Dr. Shushan Karapetian’s research initiatives center contemporary Armenian experiences, with special focus on competing ideologies at the intersection of language and the construction of transnational identity. Through interdisciplinary perspectives, the director’s work highlights the dynamic ways in which contemporary Armenian identities are negotiated, performed, and transmitted across geographic, national, and generational boundaries.
Broadcasting Armenia(nness) via Vanity License Plates in Los Angeles
This study collects and examines Armenia(n) themed personalized license plates in Los Angeles as a means of projecting sociocultural and sociolinguistic identities by Armenian Americans. Having sourced a visual archive of nearly 1000 original plates, the project explores how diasporans broadcast various facets of their Armenian heritage through the creative alphanumeric combinations that a seven-unit California license plate affords. Given the dynamism of Los Angeles as an immigrant metropolis and vibrant center of Armenian diasporic life, this project investigates the (meta)linguistic, thematic, and social nuances in both the crafting and promotion of Armenian identity through these unique moving signs.
Performing Diasporic Resistance: (Re)Claiming the Heritage Language
Based on fieldwork in Armenia and Los Angeles during and after the 2020 Artsakh (Nagorno-Karabakh) War, this study examines the unprecedented transnational mobilization of Armenian communities worldwide. Considering the advances in digital media and communication technologies, the scope of civilian participation in warfare has exponentially grown. This study considers how language is viewed and used during war, particularly the heritage language of diasporan civilians. More specifically, it explores to what extent the heritage language is employed as both a symbolic and strategic tool in wartime transnational activism. The project proposes that transnational actors (re)claimed the Armenian language as an act of resistance in the context of participatory warfare, which also served as a powerful means of fashioning and solidifying diasporic identities.

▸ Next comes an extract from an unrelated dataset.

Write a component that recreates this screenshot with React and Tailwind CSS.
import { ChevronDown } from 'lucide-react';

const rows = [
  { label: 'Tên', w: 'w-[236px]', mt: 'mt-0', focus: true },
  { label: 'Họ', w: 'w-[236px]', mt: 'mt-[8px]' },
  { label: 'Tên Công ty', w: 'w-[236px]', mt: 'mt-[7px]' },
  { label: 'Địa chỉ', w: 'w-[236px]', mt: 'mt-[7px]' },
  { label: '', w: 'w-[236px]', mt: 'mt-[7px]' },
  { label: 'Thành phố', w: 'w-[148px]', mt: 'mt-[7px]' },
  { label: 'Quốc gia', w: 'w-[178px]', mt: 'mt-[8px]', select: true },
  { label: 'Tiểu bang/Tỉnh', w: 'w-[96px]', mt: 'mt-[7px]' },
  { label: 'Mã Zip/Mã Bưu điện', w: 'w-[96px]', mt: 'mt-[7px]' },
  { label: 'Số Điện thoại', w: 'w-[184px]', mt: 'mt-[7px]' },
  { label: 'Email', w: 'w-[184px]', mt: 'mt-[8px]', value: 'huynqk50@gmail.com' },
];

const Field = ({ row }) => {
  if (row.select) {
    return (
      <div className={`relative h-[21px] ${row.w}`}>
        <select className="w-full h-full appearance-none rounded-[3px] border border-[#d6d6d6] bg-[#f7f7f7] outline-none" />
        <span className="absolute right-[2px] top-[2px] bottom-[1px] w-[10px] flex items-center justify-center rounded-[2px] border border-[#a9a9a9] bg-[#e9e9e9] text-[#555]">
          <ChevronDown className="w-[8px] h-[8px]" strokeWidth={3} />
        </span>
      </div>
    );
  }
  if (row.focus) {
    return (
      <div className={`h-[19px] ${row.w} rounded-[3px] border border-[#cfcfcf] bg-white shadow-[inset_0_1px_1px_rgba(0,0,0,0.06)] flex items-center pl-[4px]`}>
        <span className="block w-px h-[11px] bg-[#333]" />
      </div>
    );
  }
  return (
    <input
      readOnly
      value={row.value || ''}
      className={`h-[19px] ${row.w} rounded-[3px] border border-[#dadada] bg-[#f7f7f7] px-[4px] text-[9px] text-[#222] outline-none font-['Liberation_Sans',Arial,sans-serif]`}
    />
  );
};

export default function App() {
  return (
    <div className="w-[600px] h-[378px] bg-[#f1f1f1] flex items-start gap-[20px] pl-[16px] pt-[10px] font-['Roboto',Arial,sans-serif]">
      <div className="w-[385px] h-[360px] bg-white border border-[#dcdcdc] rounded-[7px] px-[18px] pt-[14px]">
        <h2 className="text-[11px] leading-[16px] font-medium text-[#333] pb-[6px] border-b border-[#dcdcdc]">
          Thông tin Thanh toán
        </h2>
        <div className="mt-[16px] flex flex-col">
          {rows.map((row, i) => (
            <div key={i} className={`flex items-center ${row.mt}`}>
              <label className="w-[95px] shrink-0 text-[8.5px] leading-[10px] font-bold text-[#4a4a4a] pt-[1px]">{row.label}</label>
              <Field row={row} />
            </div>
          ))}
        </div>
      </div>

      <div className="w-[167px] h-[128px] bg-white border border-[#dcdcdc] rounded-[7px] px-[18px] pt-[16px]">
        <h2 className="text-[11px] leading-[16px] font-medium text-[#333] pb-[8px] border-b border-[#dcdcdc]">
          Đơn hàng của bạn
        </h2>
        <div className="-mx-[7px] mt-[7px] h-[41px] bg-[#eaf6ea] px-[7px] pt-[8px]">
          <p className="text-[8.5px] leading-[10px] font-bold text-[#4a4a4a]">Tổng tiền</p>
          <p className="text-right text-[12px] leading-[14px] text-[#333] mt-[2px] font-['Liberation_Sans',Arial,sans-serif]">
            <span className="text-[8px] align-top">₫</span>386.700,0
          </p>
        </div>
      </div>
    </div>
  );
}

Ethnolinguistic Masculinity: Interdependence of Language and Gender Socialization among Armenian American Men
This ethnographic study explores the interdependence and resilience of gender and language socialization in the performance of masculinity among Armenian American men in Los Angeles. The study proposes the novel formulation of an ethnolinguistic masculinity in a diasporic context, in which proficiency in a minority language is instrumentalized to perform masculinity as a strategy for maintaining social cohesion, status, and power. Embedded in multiple academic disciplines, including Linguistic Anthropology, Gender Studies, and Armenian Studies, the project offers a transnational perspective through an unexamined cohort of men who were born in Armenia but came of age in Los Angeles. Based on a series of ethnographic interviews, the study examines these men’s constructions and performances of masculinity through the influence of hegemonic codes and their evolution over space and time, with particular focus on the resilience of the Armenian language as the instrument of socialization and articulation.
Intergenerational Trauma and Resilience Post-2020 Nagorno-Karabakh War
This mixed-method study investigates how Armenian populations from Armenia and Artsakh were impacted by intergenerational trauma after the 2020 Artsakh (Nagorno-Karabakh) War and the factors that shaped resilience. Quantitative data were collected using instruments with strong psychometric properties, while semi-structured interviews provided qualitative depth. The study poses two major questions: 1) What was the impact of intergenerational/historical traumas in framing the experience of the 2020 War? 2) What factors contribute to resilience when a major trauma occurs in a population that has experienced so much intergenerational trauma? To protect the mental health of future generations, it is imperative for more research to understand the transmission of intergenerational traumas and how to decrease the chances of transmission.
The study was conceived by Dr. Shushan Karapetian and former Institute student worker Arman Dzhragatspanyan (BA, Health and Human Sciences, USC, MA, Political Science, and International Affairs, American University of Armenia). The research team grew to include Dr. Frank Manis (Professor of Psychology, USC), Dr. Clayton Stephenson (Associate Professor of Psychology, USC), and Dr. Valentina Ogaryan (Clinical Psychologist and Clinical Director of Simms/Mann Center, UCLA).